Technique # 5: Take Time Off

In some cases, taking time off from your training is the best way to improve results. You might not even realize you are overtraining until you take time off. On your way up the mountain, you must stop and admire the view to remember why you make the climb. After the short rests, you will come back bigger and stronger.

Training consistency is important, but hitting the weights hard in the gym every day can lead to fatigue, even burnout. Ultimately, your results will slow or stop.

Your body holds limited reserve energy for recovery. Deplete your reserves, and you ask for trouble. That's like mowing through all your supplies and then trying to continue the climb. If you reach that point, take a full week off from training. Light walking is fine, but nothing more than that.

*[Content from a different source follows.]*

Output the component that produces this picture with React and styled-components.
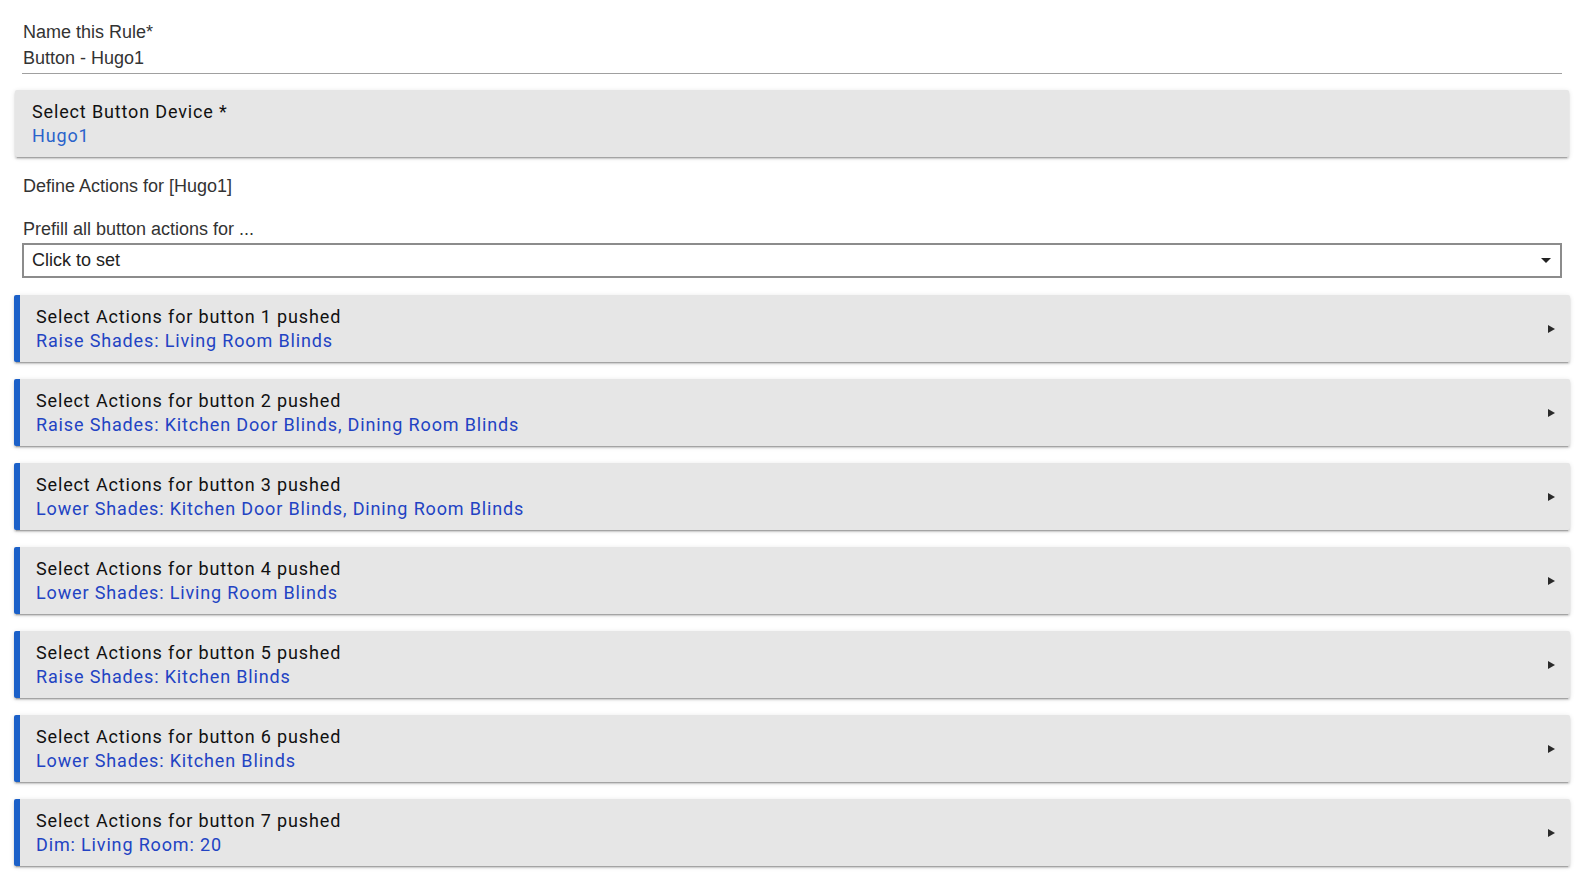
import React from "react";
import styled, { createGlobalStyle } from "styled-components";

const Global = createGlobalStyle`
  html, body { margin: 0; padding: 0; background: #fff; }
  body { font-family: "Liberation Sans", Arial, sans-serif; color: #333; }
`;

const Page = styled.div`
  padding: 22px 24px 20px 22px;
  display: flex;
  flex-direction: column;
`;

const Label = styled.div`
  font-size: 18px;
  line-height: 21px;
  color: #333;
  padding-left: 1px;
`;

const NameField = styled.div`
  display: flex;
  flex-direction: column;
  gap: 5px;
  border-bottom: 1px solid #a0a0a0;
  padding-bottom: 4px;
`;

const Value = styled.div`
  font-size: 18px;
  line-height: 21px;
  color: #333;
  padding-left: 1px;
`;

const Card = styled.div`
  display: flex;
  align-items: center;
  margin: ${(p) => p.$mt || 0}px ${(p) => (p.$accent ? -8 : -7)}px 0;
  height: 67px;
  background: #e6e6e6;
  border-radius: 2px;
  border-left: ${(p) => (p.$accent ? "6px solid #1b60c8" : "none")};
  padding-left: ${(p) => (p.$accent ? 16 : 17)}px;
  padding-right: 14px;
  box-shadow: 0 2px 2px 0 rgba(0, 0, 0, 0.14), 0 3px 1px -2px rgba(0, 0, 0, 0.2),
    0 1px 5px 0 rgba(0, 0, 0, 0.12);
  box-sizing: border-box;
`;

const CardText = styled.div`
  flex: 1;
  display: flex;
  flex-direction: column;
  font-family: Roboto, "Liberation Sans", sans-serif;
  font-size: 18px;
  letter-spacing: 0.85px;
  line-height: 24px;
`;

const CardTitle = styled.div`
  color: #111;
`;

const CardValue = styled.div`
  color: ${(p) => p.$color || "#2243c3"};
`;

const Arrow = styled.span`
  width: 0;
  height: 0;
  border-top: 4px solid transparent;
  border-bottom: 4px solid transparent;
  border-left: 7px solid #2a2a2a;
  margin-right: 1px;
`;

const Section = styled.div`
  font-size: 18px;
  line-height: 21px;
  color: #333;
  padding-left: 1px;
  margin-top: ${(p) => p.$mt}px;
`;

const SelectBox = styled.div`
  margin-top: 3px;
  height: 35px;
  box-sizing: border-box;
  border: 2px solid #8c8c8c;
  display: flex;
  align-items: center;
  padding: 0 9px 0 8px;
  font-size: 18px;
  color: #222;
`;

const SelectText = styled.span`
  flex: 1;
`;

const Caret = styled.span`
  width: 0;
  height: 0;
  border-left: 5px solid transparent;
  border-right: 5px solid transparent;
  border-top: 5px solid #222;
`;

const actions = [
  "Raise Shades: Living Room Blinds",
  "Raise Shades: Kitchen Door Blinds, Dining Room Blinds",
  "Lower Shades: Kitchen Door Blinds, Dining Room Blinds",
  "Lower Shades: Living Room Blinds",
  "Raise Shades: Kitchen Blinds",
  "Lower Shades: Kitchen Blinds",
  "Dim: Living Room: 20",
];

export default function App() {
  return (
    <>
      <Global />
      <Page>
        <NameField>
          <Label>Name this Rule*</Label>
          <Value>Button - Hugo1</Value>
        </NameField>
        <Card $mt={16}>
          <CardText>
            <CardTitle>Select Button Device *</CardTitle>
            <CardValue $color="#2a63cb">Hugo1</CardValue>
          </CardText>
        </Card>
        <Section $mt={19}>Define Actions for [Hugo1]</Section>
        <Section $mt={22}>Prefill all button actions for ...</Section>
        <SelectBox>
          <SelectText>Click to set</SelectText>
          <Caret />
        </SelectBox>
        {actions.map((a, i) => (
          <Card key={i} $accent $mt={17}>
            <CardText>
              <CardTitle>Select Actions for button {i + 1} pushed</CardTitle>
              <CardValue>{a}</CardValue>
            </CardText>
            <Arrow />
          </Card>
        ))}
      </Page>
    </>
  );
}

You will likely come back feeling better than you did before, and the results will pour in.

Technique # 6: Check Your Form

Proper form is overlooked because many people assume they exercise properly. Often they're mistaken, moving through a workout with the strict know-how of Mr. Magoo, clumsily stumbling around in an earthquake.

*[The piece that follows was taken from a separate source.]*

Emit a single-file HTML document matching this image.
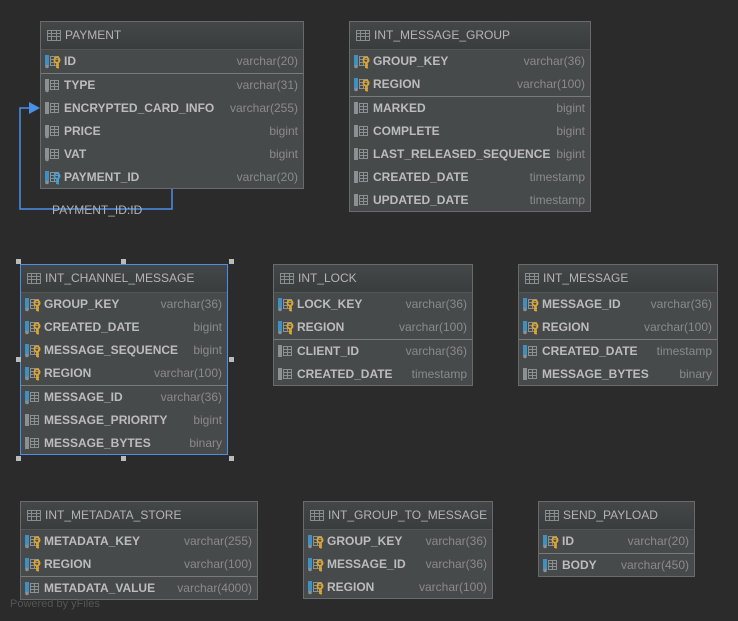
<!DOCTYPE html>
<html><head><meta charset="utf-8"><style>
body{margin:0;width:738px;height:621px;background:#2b2b2b;position:relative;overflow:hidden;font-family:"Liberation Sans","DejaVu Sans",sans-serif}
.t{position:absolute;background:#474a4b;border:1px solid #686a6b;box-sizing:border-box}
.h{height:27px;line-height:27px;background:linear-gradient(#444748,#3a3d3e);border-bottom:1px solid #555;color:#b4b4b4;font-size:12px;padding-left:24px;position:relative}
.h svg{position:absolute;left:6px;top:8px}
.r{height:23px;line-height:23px;position:relative;font-size:12px;font-weight:bold;color:#bcbcbc;padding-left:23px}
.r svg{position:absolute;left:4px;top:4px}
.r span{position:absolute;right:5px;top:0;font-weight:normal;color:#8a8a8a}
.s{border-top:1px solid #7a7a7a}
.hd{position:absolute;width:5px;height:5px;background:#bbb}
</style></head><body>
<svg width="0" height="0" style="position:absolute"><defs>
<g id="tbl"><rect x="0.5" y="0.5" width="13" height="10" fill="none" stroke="#8a8d8f"/><path d="M0 3.5H14M0 6.5H14M4.5 0V11M9.5 0V11" stroke="#8a8d8f"/></g>
<g id="col"><rect x="0" y="1" width="4" height="12" fill="#8c9092"/><rect x="5.5" y="2.5" width="8" height="9" fill="none" stroke="#8c9092"/><path d="M5.5 5.5H13.5M5.5 8.5H13.5M9.5 2.5V11.5" stroke="#8c9092"/></g>
<g id="coln"><rect x="0" y="1" width="4" height="11" fill="#8c9092"/><circle cx="2" cy="12.5" r="1.8" fill="#8c9092"/><rect x="5.5" y="2.5" width="8" height="9" fill="none" stroke="#8c9092"/><path d="M5.5 5.5H13.5M5.5 8.5H13.5M9.5 2.5V11.5" stroke="#8c9092"/></g>
<g id="colb"><rect x="0" y="1" width="4" height="11" fill="#3f8fbf"/><circle cx="2" cy="12.5" r="1.8" fill="#8c9092"/><rect x="5.5" y="2.5" width="8" height="9" fill="none" stroke="#8c9092"/><path d="M5.5 5.5H13.5M5.5 8.5H13.5M9.5 2.5V11.5" stroke="#8c9092"/></g>
<g id="pk"><use href="#colb"/><circle cx="12" cy="6" r="2.6" fill="none" stroke="#e0a526" stroke-width="1.8"/><path d="M12 8.5V14M12 11.5H14M12 13.5H14" stroke="#e0a526" stroke-width="1.8"/></g>
<g id="fk"><use href="#colb"/><circle cx="12" cy="6" r="2.6" fill="none" stroke="#3ba3d8" stroke-width="1.8"/><path d="M12 8.5V14M12 11.5H14M12 13.5H14" stroke="#3ba3d8" stroke-width="1.8"/></g>
</defs></svg>

<svg style="position:absolute;left:0;top:0" width="738" height="621"><path d="M172 188V209H20V108H32" fill="none" stroke="#4a8fe8" stroke-width="1.5"/><path d="M29 102L40 108L29 114Z" fill="#4a8fe8"/></svg>
<div style="position:absolute;left:52px;top:203px;font-size:12px;color:#b0b0b0">PAYMENT_ID:ID</div>

<div class="t" style="left:40px;top:21px;width:264px;height:168px">
<div class="h"><svg width="14" height="11"><use href="#tbl"/></svg>PAYMENT</div>
<div class="r"><svg width="16" height="15"><use href="#pk"/></svg>ID<span>varchar(20)</span></div>
<div class="r s"><svg width="16" height="15"><use href="#coln"/></svg>TYPE<span>varchar(31)</span></div>
<div class="r"><svg width="16" height="15"><use href="#col"/></svg>ENCRYPTED_CARD_INFO<span>varchar(255)</span></div>
<div class="r"><svg width="16" height="15"><use href="#coln"/></svg>PRICE<span>bigint</span></div>
<div class="r"><svg width="16" height="15"><use href="#coln"/></svg>VAT<span>bigint</span></div>
<div class="r"><svg width="16" height="15"><use href="#fk"/></svg>PAYMENT_ID<span>varchar(20)</span></div>
</div>

<div class="t" style="left:349px;top:21px;width:242px;height:191px">
<div class="h"><svg width="14" height="11"><use href="#tbl"/></svg>INT_MESSAGE_GROUP</div>
<div class="r"><svg width="16" height="15"><use href="#pk"/></svg>GROUP_KEY<span>varchar(36)</span></div>
<div class="r"><svg width="16" height="15"><use href="#pk"/></svg>REGION<span>varchar(100)</span></div>
<div class="r s"><svg width="16" height="15"><use href="#col"/></svg>MARKED<span>bigint</span></div>
<div class="r"><svg width="16" height="15"><use href="#col"/></svg>COMPLETE<span>bigint</span></div>
<div class="r"><svg width="16" height="15"><use href="#col"/></svg>LAST_RELEASED_SEQUENCE<span>bigint</span></div>
<div class="r"><svg width="16" height="15"><use href="#col"/></svg>CREATED_DATE<span>timestamp</span></div>
<div class="r"><svg width="16" height="15"><use href="#col"/></svg>UPDATED_DATE<span>timestamp</span></div>
</div>

<div class="t" style="left:20px;top:264px;width:208px;height:191px;border-color:#4a8fe8">
<div class="h"><svg width="14" height="11"><use href="#tbl"/></svg>INT_CHANNEL_MESSAGE</div>
<div class="r"><svg width="16" height="15"><use href="#pk"/></svg>GROUP_KEY<span>varchar(36)</span></div>
<div class="r"><svg width="16" height="15"><use href="#pk"/></svg>CREATED_DATE<span>bigint</span></div>
<div class="r"><svg width="16" height="15"><use href="#pk"/></svg>MESSAGE_SEQUENCE<span>bigint</span></div>
<div class="r"><svg width="16" height="15"><use href="#pk"/></svg>REGION<span>varchar(100)</span></div>
<div class="r s"><svg width="16" height="15"><use href="#colb"/></svg>MESSAGE_ID<span>varchar(36)</span></div>
<div class="r"><svg width="16" height="15"><use href="#col"/></svg>MESSAGE_PRIORITY<span>bigint</span></div>
<div class="r"><svg width="16" height="15"><use href="#col"/></svg>MESSAGE_BYTES<span>binary</span></div>
</div>
<div class="hd" style="left:16px;top:259px"></div><div class="hd" style="left:121px;top:259px"></div><div class="hd" style="left:229px;top:259px"></div>
<div class="hd" style="left:16px;top:357px"></div><div class="hd" style="left:229px;top:357px"></div>
<div class="hd" style="left:16px;top:456px"></div><div class="hd" style="left:121px;top:456px"></div><div class="hd" style="left:229px;top:456px"></div>

<div class="t" style="left:273px;top:264px;width:200px;height:122px">
<div class="h"><svg width="14" height="11"><use href="#tbl"/></svg>INT_LOCK</div>
<div class="r"><svg width="16" height="15"><use href="#pk"/></svg>LOCK_KEY<span>varchar(36)</span></div>
<div class="r"><svg width="16" height="15"><use href="#pk"/></svg>REGION<span>varchar(100)</span></div>
<div class="r s"><svg width="16" height="15"><use href="#col"/></svg>CLIENT_ID<span>varchar(36)</span></div>
<div class="r"><svg width="16" height="15"><use href="#col"/></svg>CREATED_DATE<span>timestamp</span></div>
</div>

<div class="t" style="left:518px;top:264px;width:200px;height:122px">
<div class="h"><svg width="14" height="11"><use href="#tbl"/></svg>INT_MESSAGE</div>
<div class="r"><svg width="16" height="15"><use href="#pk"/></svg>MESSAGE_ID<span>varchar(36)</span></div>
<div class="r"><svg width="16" height="15"><use href="#pk"/></svg>REGION<span>varchar(100)</span></div>
<div class="r s"><svg width="16" height="15"><use href="#colb"/></svg>CREATED_DATE<span>timestamp</span></div>
<div class="r"><svg width="16" height="15"><use href="#col"/></svg>MESSAGE_BYTES<span>binary</span></div>
</div>

<div class="t" style="left:20px;top:501px;width:238px;height:99px">
<div class="h"><svg width="14" height="11"><use href="#tbl"/></svg>INT_METADATA_STORE</div>
<div class="r"><svg width="16" height="15"><use href="#pk"/></svg>METADATA_KEY<span>varchar(255)</span></div>
<div class="r"><svg width="16" height="15"><use href="#pk"/></svg>REGION<span>varchar(100)</span></div>
<div class="r s"><svg width="16" height="15"><use href="#colb"/></svg>METADATA_VALUE<span>varchar(4000)</span></div>
</div>

<div class="t" style="left:303px;top:501px;width:190px;height:98px">
<div class="h"><svg width="14" height="11"><use href="#tbl"/></svg>INT_GROUP_TO_MESSAGE</div>
<div class="r"><svg width="16" height="15"><use href="#pk"/></svg>GROUP_KEY<span>varchar(36)</span></div>
<div class="r"><svg width="16" height="15"><use href="#pk"/></svg>MESSAGE_ID<span>varchar(36)</span></div>
<div class="r"><svg width="16" height="15"><use href="#pk"/></svg>REGION<span>varchar(100)</span></div>
</div>

<div class="t" style="left:538px;top:501px;width:157px;height:76px">
<div class="h"><svg width="14" height="11"><use href="#tbl"/></svg>SEND_PAYLOAD</div>
<div class="r"><svg width="16" height="15"><use href="#pk"/></svg>ID<span>varchar(20)</span></div>
<div class="r s"><svg width="16" height="15"><use href="#colb"/></svg>BODY<span>varchar(450)</span></div>
</div>

<div style="position:absolute;left:10px;top:598px;font-size:11px;color:#555">Powered by yFiles</div>
</body></html>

If necessary, hire a personal trainer for a second set of eyes to make sure you correctly perform each lift. You may feel like you lift properly, but what we feel and what is true can be drastically different.

Have someone look over your shoulder to ensure you're on the right trail as you ascend toward your goal.

Partners in crime. Their victim: The DBs being crushed with proper form.

Parting Words for Pushing Past Plateaus

If you find yourself stuck on the same plane of training existence, take a look at your entire plan. Determine the seriousness of the situation.

Ask yourself these questions:

  • Have you been stuck for a few days or a few weeks?
  • Or has it been months since you can recall serious progress?

If it has only been a few days, relax slightly, because we all have bad weeks. It could mean you just need a few nights of good sleep.

If it has been weeks or months, it's an issue you must take seriously! The changes may not be drastic, but change is needed to avoid plateaus.

Make a choice: Do you want to reach a pleasant plateau and maybe get a valley view? Or is your goal mighty? Do you want to reach the pinnacle of the mountain and look over all the land? It is your choice.